### Problem statement
Each line in the material below, starting at the one with "Give me the Bootstrap" and ending at the one with "block; flex: none;", is to be reproduced exactly; no picture is to be copied.

[Pages as source code]
==============================

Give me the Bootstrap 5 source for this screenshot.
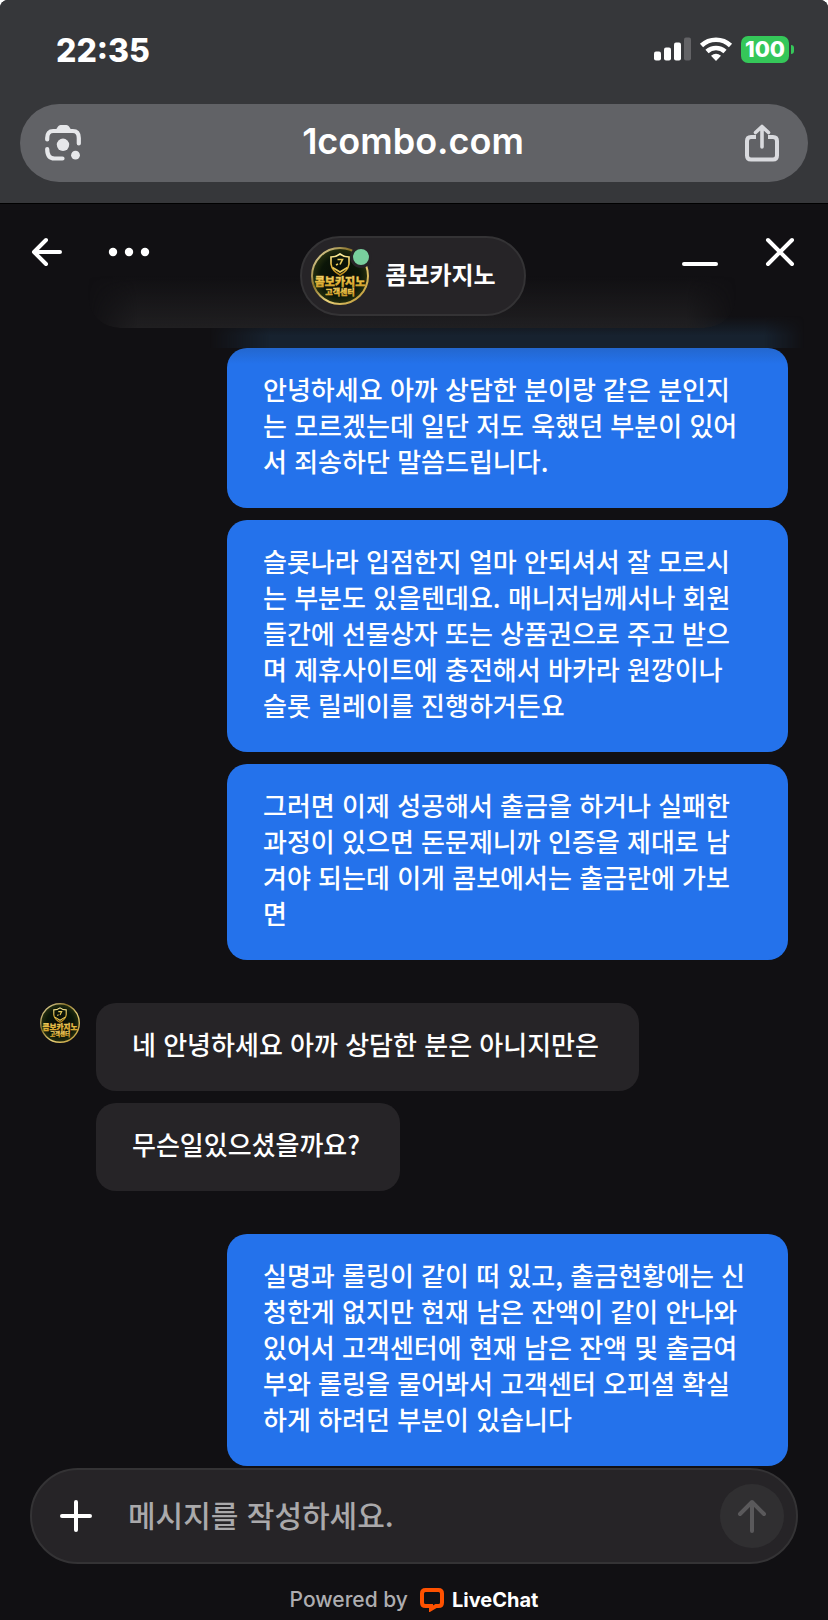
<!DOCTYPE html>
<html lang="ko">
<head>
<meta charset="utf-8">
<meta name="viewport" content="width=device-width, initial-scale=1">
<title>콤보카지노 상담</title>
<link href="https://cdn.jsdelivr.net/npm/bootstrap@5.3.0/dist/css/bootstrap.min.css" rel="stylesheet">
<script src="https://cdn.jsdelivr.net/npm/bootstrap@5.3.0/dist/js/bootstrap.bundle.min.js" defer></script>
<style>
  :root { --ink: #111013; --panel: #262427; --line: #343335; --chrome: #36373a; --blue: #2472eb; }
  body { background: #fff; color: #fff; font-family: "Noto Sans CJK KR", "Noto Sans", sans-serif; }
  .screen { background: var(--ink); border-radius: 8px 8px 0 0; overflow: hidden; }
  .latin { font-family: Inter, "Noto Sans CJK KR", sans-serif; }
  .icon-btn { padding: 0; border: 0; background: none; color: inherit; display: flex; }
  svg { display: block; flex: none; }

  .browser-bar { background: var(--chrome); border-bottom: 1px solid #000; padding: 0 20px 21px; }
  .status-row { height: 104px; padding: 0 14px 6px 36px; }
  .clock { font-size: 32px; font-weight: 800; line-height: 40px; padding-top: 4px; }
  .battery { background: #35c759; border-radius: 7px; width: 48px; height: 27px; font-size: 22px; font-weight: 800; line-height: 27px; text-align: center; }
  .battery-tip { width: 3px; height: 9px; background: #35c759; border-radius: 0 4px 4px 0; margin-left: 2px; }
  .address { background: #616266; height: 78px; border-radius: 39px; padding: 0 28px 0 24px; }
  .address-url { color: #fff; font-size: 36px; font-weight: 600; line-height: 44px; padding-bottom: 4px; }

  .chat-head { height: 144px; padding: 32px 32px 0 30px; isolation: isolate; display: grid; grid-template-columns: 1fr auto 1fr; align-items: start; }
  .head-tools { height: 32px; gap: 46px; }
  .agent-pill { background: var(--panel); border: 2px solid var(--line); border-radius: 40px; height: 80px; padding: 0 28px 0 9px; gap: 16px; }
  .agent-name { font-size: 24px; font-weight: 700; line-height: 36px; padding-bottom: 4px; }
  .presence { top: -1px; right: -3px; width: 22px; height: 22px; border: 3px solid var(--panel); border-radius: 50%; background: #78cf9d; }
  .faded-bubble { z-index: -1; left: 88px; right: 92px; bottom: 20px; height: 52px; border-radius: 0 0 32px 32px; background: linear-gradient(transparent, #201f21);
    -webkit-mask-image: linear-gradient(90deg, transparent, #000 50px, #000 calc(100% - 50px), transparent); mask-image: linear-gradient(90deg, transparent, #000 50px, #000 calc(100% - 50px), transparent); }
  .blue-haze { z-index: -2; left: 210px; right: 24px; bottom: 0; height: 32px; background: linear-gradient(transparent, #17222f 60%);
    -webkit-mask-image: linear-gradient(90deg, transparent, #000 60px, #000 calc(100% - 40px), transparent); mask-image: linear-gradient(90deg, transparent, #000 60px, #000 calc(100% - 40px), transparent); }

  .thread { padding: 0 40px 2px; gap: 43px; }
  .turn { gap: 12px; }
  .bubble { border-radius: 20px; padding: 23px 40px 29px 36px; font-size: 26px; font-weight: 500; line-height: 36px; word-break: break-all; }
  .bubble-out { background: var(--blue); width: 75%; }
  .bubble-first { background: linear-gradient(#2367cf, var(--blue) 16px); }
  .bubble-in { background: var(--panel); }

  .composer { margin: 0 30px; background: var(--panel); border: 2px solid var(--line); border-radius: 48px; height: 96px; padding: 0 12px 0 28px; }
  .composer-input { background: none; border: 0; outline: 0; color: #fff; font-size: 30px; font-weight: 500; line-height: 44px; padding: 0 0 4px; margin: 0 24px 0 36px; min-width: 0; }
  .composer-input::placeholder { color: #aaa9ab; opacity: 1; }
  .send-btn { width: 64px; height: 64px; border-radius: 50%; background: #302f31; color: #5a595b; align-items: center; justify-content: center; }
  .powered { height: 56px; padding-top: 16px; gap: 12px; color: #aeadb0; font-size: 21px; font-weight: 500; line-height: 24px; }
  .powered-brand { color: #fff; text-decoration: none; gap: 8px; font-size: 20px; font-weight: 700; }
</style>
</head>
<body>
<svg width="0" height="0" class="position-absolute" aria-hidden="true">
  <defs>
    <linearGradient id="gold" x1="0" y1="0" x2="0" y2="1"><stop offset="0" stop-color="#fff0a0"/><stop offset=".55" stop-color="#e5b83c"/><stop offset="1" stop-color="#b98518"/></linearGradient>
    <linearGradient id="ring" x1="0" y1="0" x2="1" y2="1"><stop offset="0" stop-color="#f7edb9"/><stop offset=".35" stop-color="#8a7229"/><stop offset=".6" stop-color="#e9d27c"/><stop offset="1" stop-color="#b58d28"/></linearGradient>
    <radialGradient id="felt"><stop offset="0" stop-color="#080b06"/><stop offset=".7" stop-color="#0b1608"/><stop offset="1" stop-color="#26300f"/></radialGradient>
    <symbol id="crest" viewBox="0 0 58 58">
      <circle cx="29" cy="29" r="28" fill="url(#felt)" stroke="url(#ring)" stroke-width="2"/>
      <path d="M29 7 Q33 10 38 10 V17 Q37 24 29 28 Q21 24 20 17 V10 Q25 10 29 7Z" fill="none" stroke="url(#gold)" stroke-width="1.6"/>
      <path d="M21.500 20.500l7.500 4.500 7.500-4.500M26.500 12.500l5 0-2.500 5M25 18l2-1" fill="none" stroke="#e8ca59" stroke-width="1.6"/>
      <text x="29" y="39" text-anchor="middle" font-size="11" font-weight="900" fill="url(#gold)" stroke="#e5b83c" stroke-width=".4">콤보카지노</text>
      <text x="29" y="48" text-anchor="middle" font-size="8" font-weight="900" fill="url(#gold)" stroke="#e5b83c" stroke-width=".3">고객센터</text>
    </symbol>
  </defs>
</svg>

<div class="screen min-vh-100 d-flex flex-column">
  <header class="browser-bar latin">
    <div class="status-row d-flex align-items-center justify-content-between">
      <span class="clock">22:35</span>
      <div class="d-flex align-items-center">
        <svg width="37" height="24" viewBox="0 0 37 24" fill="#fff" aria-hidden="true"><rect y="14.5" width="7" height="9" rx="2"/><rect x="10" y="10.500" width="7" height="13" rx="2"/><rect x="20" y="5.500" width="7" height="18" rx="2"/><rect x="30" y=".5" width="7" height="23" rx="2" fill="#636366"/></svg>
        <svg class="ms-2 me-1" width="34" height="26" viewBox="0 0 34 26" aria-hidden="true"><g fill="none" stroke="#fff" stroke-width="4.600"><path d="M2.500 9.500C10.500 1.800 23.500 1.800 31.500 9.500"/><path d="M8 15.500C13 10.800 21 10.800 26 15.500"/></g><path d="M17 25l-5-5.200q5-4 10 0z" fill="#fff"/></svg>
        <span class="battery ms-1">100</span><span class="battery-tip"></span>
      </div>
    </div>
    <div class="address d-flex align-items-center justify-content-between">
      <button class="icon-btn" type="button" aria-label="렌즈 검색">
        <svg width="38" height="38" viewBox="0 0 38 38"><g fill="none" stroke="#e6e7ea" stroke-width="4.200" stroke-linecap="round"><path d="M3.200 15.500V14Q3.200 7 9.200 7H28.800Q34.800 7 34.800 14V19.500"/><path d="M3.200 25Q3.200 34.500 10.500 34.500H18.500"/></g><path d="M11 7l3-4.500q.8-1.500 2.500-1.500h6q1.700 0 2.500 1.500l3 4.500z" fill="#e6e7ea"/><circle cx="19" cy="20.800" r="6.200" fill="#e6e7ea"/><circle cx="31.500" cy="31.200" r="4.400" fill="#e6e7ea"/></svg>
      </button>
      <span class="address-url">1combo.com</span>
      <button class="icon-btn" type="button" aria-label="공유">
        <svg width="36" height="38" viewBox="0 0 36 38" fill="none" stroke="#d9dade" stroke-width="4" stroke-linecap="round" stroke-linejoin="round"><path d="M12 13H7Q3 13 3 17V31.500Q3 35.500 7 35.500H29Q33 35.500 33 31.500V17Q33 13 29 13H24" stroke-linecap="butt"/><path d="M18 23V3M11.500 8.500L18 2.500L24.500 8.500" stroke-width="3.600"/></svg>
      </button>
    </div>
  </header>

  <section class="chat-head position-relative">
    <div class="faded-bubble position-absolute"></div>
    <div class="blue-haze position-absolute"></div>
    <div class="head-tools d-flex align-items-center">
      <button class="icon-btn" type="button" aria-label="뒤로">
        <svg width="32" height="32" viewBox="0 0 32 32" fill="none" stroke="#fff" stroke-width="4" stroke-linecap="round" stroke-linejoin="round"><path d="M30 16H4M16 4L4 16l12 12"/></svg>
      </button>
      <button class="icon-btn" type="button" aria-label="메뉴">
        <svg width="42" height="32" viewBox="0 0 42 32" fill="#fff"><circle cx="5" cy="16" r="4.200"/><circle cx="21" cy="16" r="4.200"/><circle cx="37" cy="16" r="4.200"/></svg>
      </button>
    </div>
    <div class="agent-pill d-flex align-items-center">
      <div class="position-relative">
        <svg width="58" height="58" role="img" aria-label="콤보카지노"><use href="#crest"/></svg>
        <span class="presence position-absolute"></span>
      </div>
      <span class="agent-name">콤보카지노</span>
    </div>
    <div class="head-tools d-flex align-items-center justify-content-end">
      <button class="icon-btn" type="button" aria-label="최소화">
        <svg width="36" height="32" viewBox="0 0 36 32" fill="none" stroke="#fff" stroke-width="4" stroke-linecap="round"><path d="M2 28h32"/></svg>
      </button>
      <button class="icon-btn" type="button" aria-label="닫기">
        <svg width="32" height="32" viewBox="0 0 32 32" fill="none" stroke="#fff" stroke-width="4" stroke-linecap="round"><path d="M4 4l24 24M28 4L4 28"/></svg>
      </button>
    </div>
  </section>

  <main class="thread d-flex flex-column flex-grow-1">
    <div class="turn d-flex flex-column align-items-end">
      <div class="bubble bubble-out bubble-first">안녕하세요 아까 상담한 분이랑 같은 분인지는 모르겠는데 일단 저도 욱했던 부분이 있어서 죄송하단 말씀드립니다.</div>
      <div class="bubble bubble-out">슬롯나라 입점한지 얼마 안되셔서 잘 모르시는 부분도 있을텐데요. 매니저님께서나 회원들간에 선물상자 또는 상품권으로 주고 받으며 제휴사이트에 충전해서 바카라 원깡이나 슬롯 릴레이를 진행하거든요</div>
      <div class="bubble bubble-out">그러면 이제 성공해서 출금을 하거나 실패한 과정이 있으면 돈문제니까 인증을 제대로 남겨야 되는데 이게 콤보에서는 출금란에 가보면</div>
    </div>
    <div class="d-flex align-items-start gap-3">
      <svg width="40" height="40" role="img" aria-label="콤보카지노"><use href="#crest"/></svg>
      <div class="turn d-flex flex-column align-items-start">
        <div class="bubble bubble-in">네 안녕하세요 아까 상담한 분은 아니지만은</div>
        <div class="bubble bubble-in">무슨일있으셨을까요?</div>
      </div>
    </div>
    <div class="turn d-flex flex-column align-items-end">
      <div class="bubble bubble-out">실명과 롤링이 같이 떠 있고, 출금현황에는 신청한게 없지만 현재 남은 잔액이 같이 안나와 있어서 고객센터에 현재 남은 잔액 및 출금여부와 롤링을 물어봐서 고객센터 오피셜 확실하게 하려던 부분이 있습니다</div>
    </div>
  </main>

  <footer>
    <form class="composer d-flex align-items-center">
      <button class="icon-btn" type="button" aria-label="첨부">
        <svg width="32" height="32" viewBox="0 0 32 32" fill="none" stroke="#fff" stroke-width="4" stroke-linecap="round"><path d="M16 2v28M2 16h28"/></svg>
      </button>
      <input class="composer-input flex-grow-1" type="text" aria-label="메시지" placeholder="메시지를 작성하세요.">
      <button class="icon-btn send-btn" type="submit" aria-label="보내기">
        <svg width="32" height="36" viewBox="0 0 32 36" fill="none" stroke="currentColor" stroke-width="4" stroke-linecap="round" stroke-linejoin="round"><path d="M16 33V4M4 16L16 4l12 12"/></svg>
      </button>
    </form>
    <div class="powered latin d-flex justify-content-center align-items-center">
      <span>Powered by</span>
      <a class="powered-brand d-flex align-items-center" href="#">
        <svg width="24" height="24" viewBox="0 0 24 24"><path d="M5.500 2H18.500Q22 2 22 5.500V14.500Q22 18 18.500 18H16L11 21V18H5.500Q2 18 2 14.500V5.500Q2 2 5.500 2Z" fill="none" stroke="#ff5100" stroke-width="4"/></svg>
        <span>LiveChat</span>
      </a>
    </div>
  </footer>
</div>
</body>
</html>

==============================

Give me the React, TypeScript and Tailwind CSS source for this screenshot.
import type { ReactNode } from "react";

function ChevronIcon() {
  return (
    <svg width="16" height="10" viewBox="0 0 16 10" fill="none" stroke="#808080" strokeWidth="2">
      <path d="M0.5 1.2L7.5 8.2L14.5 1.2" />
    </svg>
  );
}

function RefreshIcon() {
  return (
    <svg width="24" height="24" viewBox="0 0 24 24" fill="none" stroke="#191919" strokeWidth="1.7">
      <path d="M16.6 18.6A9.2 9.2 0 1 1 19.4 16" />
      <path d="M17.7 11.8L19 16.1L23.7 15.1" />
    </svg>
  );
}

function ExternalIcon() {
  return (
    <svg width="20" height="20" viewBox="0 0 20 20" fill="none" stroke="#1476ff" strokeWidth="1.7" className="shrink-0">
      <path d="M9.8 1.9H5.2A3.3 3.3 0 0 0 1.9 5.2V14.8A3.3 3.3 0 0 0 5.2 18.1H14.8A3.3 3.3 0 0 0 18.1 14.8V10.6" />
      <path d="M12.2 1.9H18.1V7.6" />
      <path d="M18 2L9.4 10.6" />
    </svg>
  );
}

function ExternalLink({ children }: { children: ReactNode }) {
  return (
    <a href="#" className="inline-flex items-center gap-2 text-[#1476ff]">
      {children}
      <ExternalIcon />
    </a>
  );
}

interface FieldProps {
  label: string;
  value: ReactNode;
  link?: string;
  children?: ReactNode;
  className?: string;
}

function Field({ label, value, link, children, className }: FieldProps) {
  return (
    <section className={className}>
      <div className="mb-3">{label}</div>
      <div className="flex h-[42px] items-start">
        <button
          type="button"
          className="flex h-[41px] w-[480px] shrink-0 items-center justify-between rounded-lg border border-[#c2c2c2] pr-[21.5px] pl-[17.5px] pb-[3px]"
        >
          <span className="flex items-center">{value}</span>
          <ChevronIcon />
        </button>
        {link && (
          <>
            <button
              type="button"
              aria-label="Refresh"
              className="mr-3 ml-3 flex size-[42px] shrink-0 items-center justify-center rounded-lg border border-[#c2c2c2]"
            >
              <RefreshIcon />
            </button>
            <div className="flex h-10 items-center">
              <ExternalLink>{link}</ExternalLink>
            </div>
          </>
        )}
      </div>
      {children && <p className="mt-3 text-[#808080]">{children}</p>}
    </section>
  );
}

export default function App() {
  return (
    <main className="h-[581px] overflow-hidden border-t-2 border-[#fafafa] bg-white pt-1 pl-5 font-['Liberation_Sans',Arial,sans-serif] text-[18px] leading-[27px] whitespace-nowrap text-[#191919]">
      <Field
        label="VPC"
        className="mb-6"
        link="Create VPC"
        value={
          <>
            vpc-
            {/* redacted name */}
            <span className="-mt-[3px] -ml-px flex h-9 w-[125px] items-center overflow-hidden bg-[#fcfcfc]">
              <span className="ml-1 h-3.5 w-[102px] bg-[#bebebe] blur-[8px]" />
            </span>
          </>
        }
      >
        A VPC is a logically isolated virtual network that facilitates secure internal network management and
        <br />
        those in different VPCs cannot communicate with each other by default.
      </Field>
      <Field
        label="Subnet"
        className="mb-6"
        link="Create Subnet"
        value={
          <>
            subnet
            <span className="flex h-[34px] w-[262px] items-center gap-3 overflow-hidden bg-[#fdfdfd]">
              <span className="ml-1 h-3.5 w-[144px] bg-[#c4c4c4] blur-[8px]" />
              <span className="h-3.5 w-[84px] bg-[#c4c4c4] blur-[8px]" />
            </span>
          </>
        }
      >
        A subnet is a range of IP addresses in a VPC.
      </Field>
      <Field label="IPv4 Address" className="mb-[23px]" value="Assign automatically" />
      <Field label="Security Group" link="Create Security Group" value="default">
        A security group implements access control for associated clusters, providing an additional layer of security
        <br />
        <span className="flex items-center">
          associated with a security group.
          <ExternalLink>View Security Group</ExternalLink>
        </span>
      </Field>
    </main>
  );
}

==============================

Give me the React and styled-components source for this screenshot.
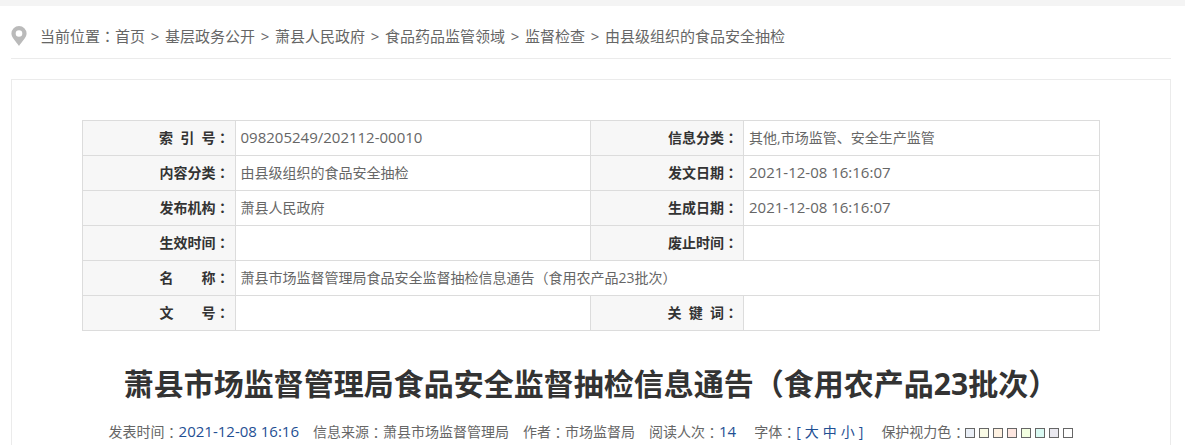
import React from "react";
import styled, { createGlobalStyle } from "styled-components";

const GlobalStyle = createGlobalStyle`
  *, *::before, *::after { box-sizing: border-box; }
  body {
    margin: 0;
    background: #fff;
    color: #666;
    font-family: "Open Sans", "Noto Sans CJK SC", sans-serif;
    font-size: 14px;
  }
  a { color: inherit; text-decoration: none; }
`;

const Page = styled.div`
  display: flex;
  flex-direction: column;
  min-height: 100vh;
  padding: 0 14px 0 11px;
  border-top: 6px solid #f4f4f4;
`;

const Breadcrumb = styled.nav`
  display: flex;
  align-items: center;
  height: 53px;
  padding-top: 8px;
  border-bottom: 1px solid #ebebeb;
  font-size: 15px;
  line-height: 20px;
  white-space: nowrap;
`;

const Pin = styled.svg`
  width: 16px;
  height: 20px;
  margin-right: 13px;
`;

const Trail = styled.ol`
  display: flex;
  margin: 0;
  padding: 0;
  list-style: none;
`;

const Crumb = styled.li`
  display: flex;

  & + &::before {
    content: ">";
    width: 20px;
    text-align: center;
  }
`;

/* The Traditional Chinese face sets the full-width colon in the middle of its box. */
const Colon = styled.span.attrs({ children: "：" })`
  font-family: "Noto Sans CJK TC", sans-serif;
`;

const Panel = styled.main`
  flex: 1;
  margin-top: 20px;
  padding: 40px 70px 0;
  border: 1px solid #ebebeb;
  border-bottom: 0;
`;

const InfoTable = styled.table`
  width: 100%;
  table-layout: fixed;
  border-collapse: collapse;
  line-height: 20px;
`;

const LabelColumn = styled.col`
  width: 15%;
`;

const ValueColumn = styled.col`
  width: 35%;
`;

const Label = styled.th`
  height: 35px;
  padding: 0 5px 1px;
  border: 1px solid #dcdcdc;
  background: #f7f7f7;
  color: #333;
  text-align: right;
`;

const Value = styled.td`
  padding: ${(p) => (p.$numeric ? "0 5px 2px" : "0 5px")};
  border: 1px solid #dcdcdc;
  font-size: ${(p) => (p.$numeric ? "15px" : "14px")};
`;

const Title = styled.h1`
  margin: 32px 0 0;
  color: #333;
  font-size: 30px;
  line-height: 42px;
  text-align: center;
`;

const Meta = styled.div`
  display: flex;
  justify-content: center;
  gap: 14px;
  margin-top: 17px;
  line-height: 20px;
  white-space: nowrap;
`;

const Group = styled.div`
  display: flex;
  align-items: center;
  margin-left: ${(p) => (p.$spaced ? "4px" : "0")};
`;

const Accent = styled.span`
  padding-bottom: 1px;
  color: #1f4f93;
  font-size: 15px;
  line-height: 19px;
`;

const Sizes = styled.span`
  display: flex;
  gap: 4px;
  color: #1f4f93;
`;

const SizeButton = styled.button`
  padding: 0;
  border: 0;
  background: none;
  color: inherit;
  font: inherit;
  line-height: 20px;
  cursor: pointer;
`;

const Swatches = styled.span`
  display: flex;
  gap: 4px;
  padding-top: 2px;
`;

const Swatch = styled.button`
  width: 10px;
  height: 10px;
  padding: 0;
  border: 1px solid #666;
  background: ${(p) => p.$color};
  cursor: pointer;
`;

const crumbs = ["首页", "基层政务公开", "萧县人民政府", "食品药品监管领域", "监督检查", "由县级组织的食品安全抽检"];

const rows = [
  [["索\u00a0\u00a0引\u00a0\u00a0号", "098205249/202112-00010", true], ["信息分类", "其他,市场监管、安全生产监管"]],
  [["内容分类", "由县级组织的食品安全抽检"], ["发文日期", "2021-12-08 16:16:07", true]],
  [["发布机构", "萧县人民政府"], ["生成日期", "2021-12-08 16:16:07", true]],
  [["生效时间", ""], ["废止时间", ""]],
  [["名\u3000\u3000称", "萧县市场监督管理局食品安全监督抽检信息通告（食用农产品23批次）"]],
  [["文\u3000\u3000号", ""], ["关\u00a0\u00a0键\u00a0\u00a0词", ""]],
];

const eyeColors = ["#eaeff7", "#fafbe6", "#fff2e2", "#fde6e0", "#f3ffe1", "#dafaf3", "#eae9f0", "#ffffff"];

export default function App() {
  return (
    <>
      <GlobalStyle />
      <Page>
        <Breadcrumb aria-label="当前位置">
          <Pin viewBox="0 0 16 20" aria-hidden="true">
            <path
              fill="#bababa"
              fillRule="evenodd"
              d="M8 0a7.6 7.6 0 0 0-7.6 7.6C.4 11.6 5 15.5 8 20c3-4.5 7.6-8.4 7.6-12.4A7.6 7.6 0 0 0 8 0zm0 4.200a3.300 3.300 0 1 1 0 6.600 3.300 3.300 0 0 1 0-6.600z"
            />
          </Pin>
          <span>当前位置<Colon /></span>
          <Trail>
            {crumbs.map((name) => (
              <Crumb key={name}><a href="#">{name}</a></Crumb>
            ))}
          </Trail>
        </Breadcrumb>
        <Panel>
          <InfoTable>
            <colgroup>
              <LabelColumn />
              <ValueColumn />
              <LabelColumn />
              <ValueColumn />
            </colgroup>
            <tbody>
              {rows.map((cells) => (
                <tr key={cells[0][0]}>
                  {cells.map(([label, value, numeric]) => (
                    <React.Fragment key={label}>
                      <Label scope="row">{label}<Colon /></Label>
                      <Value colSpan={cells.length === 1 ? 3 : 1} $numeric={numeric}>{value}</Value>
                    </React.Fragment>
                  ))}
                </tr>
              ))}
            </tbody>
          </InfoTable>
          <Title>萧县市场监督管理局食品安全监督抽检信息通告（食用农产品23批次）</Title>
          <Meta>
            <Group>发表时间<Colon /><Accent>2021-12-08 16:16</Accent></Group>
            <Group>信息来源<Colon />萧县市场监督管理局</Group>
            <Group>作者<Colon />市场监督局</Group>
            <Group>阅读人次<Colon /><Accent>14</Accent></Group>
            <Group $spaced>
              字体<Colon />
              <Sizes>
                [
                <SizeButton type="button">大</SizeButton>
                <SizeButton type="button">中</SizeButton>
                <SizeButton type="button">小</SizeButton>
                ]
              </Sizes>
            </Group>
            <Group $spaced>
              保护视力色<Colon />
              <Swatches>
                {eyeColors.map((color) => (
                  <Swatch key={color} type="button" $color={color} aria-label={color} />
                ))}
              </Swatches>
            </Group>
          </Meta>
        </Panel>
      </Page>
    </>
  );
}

==============================

### Solution to this problem
Give me the Bootstrap 5 source for this screenshot.
<!DOCTYPE html>
<html lang="ko">
<head>
<meta charset="utf-8">
<meta name="viewport" content="width=device-width, initial-scale=1">
<title>콤보카지노 상담</title>
<link href="https://cdn.jsdelivr.net/npm/bootstrap@5.3.0/dist/css/bootstrap.min.css" rel="stylesheet">
<script src="https://cdn.jsdelivr.net/npm/bootstrap@5.3.0/dist/js/bootstrap.bundle.min.js" defer></script>
<style>
  :root { --ink: #111013; --panel: #262427; --line: #343335; --chrome: #36373a; --blue: #2472eb; }
  body { background: #fff; color: #fff; font-family: "Noto Sans CJK KR", "Noto Sans", sans-serif; }
  .screen { background: var(--ink); border-radius: 8px 8px 0 0; overflow: hidden; }
  .latin { font-family: Inter, "Noto Sans CJK KR", sans-serif; }
  .icon-btn { padding: 0; border: 0; background: none; color: inherit; display: flex; }
  svg { display: block; flex: none; }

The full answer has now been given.